Easter 4A
May 7, 2017
John 10:1-10, Psalm 23
Alleluia! Christ is risen! Christ is risen indeed! Alleluia! Grace to you and peace from God
our Father and our Lord, Jesus Christ. Amen.
Many of us
have been watching the news regarding the impact of all this rain we’ve been
having, especially on those who live on the lake. Flooding is a real problem
this year – and not just in Rochester! In fact, people all around the country
are experiencing flooding. This week I heard a woman from Illinois interviewed.
She was scared for herself and her mom. “I don’t care about my shoes and my
clothes,” she said, then, as she held back tears, “But if the water gets up to
our second floor, I don’t know where my mom and I will go. There’s just no one
we can count on, you know?”
It was a
stark reminder of how, when it really comes down to it, our things don’t matter nearly so much as
our relationships.
Perhaps this
is why it is such a comfort each year, when we come to this Good Shepherd
Sunday to hear about how Jesus is our good shepherd. He knows us, and loves us,
and leads us, and keeps us safe. He desires a relationship with us, and this
relationship provides us with all that we could ever desire, much more than any
of our stuff ever could. Pair that
promise up with the 23rd Psalm, and there is plenty by which to be
comforted. Truly Jesus, more than any thing on earth, provides us with abundant
life. Our cup runneth over!
But Jesus as
shepherd isn’t the only image we hear today. In fact, in the part of John 10 we
just heard, Jesus never says, “I am the good shepherd.” Instead, he says, “I am
the gate.” So let’s think together for a minute about what that image, “the
gate,” might mean for us and our call as Christians.
So first of
all, a gate for… what? … Yeah, it’s for getting through a fence or a wall. You
don’t usually just see a gate standing out in the open unless it is a garden
ornament or something. So it gets you through a barrier. Ok, so why would we
have a fence or a wall? … Sometimes, again, it is for decoration. But usually
it is either for keeping someone or something in, or keeping someone or
something else out. In doing so, a wall necessarily divides: us from them.

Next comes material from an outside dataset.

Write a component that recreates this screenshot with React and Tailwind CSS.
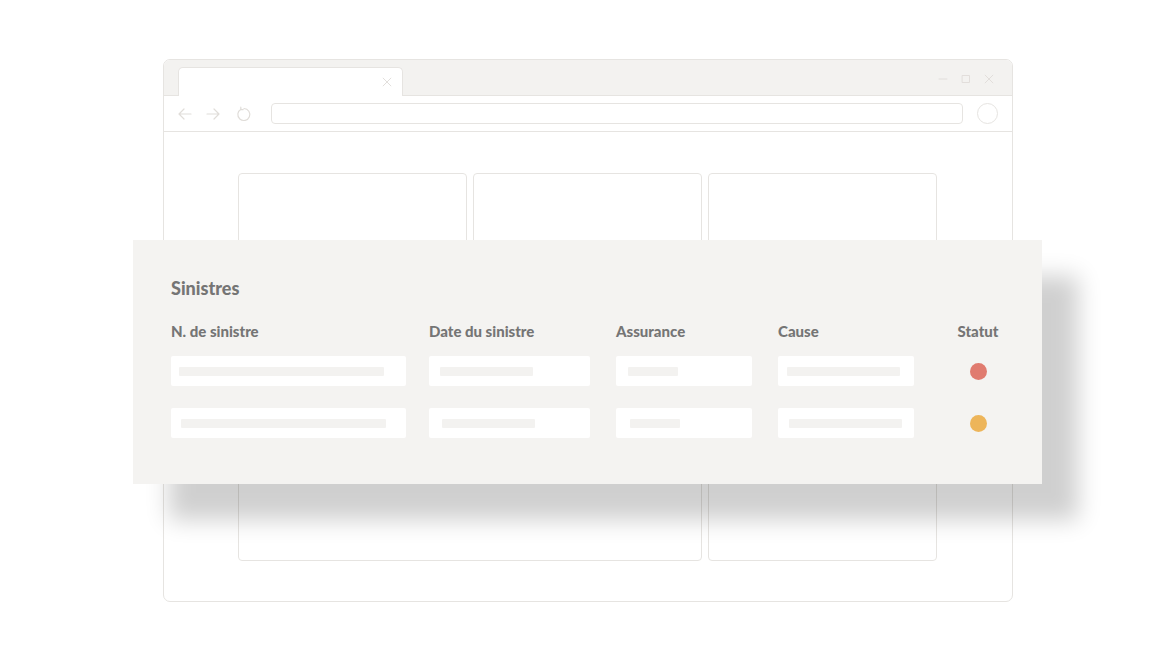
import React from "react";

const FONT = { fontFamily: "'Source Sans Pro', Lato, 'Open Sans', sans-serif" };

// placeholder cell: white box with a light bar inside
function Cell({ w, bar, offset }) {
  return (
    <div className="h-[30px] rounded-[2px] bg-white flex items-center" style={{ width: w, paddingLeft: offset }}>
      <div className="h-[9px] rounded-[1px] bg-[#f3f2f0]" style={{ width: bar }} />
    </div>
  );
}

const ROWS = [
  { dot: "#e07b6f", shift: 0 },
  { dot: "#edb55a", shift: 2 },
];

function Stroke({ children, size = 18 }) {
  return (
    <svg width={size} height={size} viewBox="0 0 18 18" fill="none" stroke="#e0ddd9" strokeWidth="1.2" strokeLinecap="round" strokeLinejoin="round">
      {children}
    </svg>
  );
}

export default function App() {
  return (
    <div className="relative w-[1176px] h-[660px] bg-white overflow-hidden" style={FONT}>
      {/* browser window */}
      <div className="absolute left-[163px] top-[59px] w-[850px] h-[543px] rounded-[7px] border border-[#e6e4e1] overflow-hidden flex flex-col bg-white">
        <div className="h-[36px] bg-[#f3f2f0] flex items-end pl-[14px] pr-[16px] border-b border-[#e6e4e1]">
          <div className="w-[225px] h-[29px] bg-white rounded-t-[5px] border border-b-0 border-[#e6e4e1] flex items-center justify-end pr-[8px] -mb-px">
            <Stroke size={14}>
              <path d="M4 4l10 10M14 4L4 14" />
            </Stroke>
          </div>
          <div className="flex-1" />
          <div className="flex items-center gap-[9px] self-center mb-[-2px]">
            <Stroke size={14}><path d="M4 9h10" /></Stroke>
            <Stroke size={14}><rect x="4.5" y="4.5" width="9" height="9" /></Stroke>
            <Stroke size={14}><path d="M4 4l10 10M14 4L4 14" /></Stroke>
          </div>
        </div>
        <div className="h-[36px] flex items-center pl-[12px] pr-[14px] border-b border-[#e6e4e1]">
          <Stroke>
            <path d="M15 9H3M8 4L3 9l5 5" />
          </Stroke>
          <div className="w-[10px]" />
          <Stroke>
            <path d="M3 9h12M10 4l5 5-5 5" />
          </Stroke>
          <div className="w-[13px]" />
          <Stroke>
            <path d="M6 4.2A6 6 0 1 0 9 3.5" />
            <path d="M5.8 2.2v2.4h2.4" />
          </Stroke>
          <div className="w-[18px]" />
          <div className="flex-1 h-[21px] rounded-[4px] border border-[#e6e4e1]" />
          <div className="w-[14px]" />
          <div className="w-[21px] h-[21px] rounded-full border border-[#e6e4e1]" />
        </div>
        <div className="flex-1 pt-[41px] pl-[74px] flex flex-col gap-[6px]">
          <div className="flex gap-[6px]">
            <div className="w-[229px] h-[160px] rounded-[4px] border border-[#e6e4e1]" />
            <div className="w-[229px] h-[160px] rounded-[4px] border border-[#e6e4e1]" />
            <div className="w-[229px] h-[160px] rounded-[4px] border border-[#e6e4e1]" />
          </div>
          <div className="flex gap-[6px]">
            <div className="w-[464px] h-[222px] rounded-[4px] border border-[#e6e4e1]" />
            <div className="w-[229px] h-[222px] rounded-[4px] border border-[#e6e4e1]" />
          </div>
        </div>
      </div>

      {/* claims panel over the window */}
      <div className="absolute left-[133px] top-[240px] w-[909px] h-[244px] bg-[#f4f3f1] shadow-[36px_36px_22px_rgba(0,0,0,0.19)] pl-[38px] pt-[36px] text-[#757575]">
        <div className="text-[18px] font-black leading-[24px]">Sinistres</div>
        <div className="mt-[21px] flex items-center text-[15px] font-black leading-[20px]">
          <div className="w-[258px]">N. de sinistre</div>
          <div className="w-[187px]">Date du sinistre</div>
          <div className="w-[162px]">Assurance</div>
          <div className="w-[170px]">Cause</div>
          <div className="w-[60px] text-center">Statut</div>
        </div>
        <div className="mt-[15px] flex flex-col gap-[22px]">
          {ROWS.map((r, i) => (
            <div key={i} className="flex items-center">
              <div className="w-[258px]"><Cell w={235} bar={205} offset={8 + r.shift} /></div>
              <div className="w-[187px]"><Cell w={161} bar={93} offset={11 + r.shift} /></div>
              <div className="w-[162px]"><Cell w={136} bar={50} offset={12 + r.shift} /></div>
              <div className="w-[170px]"><Cell w={136} bar={113} offset={9 + r.shift} /></div>
              <div className="w-[60px] flex justify-center">
                <div className="w-[17px] h-[17px] rounded-full" style={{ background: r.dot }} />
              </div>
            </div>
          ))}
        </div>
      </div>
    </div>
  );
}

Wanted from unwanted. Safety from danger.
Up to now
we’ve probably all been imagining physical walls, but these aren’t the only
sorts of walls we build. We build plenty of figurative walls, as well – and in
fact, often for the same reasons we build physical ones. We put up walls when
we have been hurt, and want to keep ourselves safe. We put up walls when we
perceive danger, and seek security from that danger. We put up walls when we
want protection from that which is unknown. And just as much as physical walls,
these emotional walls we put up, though they may serve the purpose we intend
for them, also serve to keep us divided, to keep us from relationship.
A gate,
though – a gate makes it possible to overcome that division. It holds the
potential to bring “us” and “them” together, even, to bring “us” and “them”
into a relationship.
“I am the
gate,” Jesus says. Suddenly, that which would have divided us no longer has
that power. What would have been used to keep someone out of someplace has become
porous. And with that, walking into abundant life – life centered around
relationship – becomes a possibility.
Previously,
the Pharisees had seen themselves as the gate-keepers. They got to decide who
is in and who is out. They made sure people were following God’s law. Indeed,
it was a noble profession they took very seriously! They were upholding God’s
law, after all, and someone needed to keep order around here! But then Jesus
comes along and upsets everything – not by saying that he is the gatekeeper,
but that he is the gate itself! He – and not their rigid law-keeping – is the
one who makes it possible to get through the gate and into new and abundant
life.
But with Jesus,
the gate is not one-way. As with most doors, Jesus the gate is for coming in and for going out. It is for coming in
to experience abundant life, and then for going back out to bring that
knowledge of what is truly abundant life back into the world. It is for coming
in to be assured of the love and comfort of Jesus, and for going back out to
build relationships, and to bring the assurance of God’s love into those
relationships.
In other
words, Jesus-the-gate is not one who brings the sheep into the safety of a
walled off area, safe from the harms of the world, safe from anything that will
hurt or challenge, and shuts behind them, holding them there forever. Rather,
he’s the sort of door that brings them in, and equips them to go back out.
You know, I
wonder if maybe Jesus isn’t just a vertical door. Let me explain: My aunt and
uncle just moved into a new house last year, and one of the first things my
uncle worked on was his office, where he would be able to work on his photo
editing and printing. He needed a lot of desk space – so he purchased three
large doors, turned them sideways, and used them as tabletops. Instead of
serving
as something to shut things out, those doors became a place where work
is done, where flaws get addressed and fixed, where beauty is created.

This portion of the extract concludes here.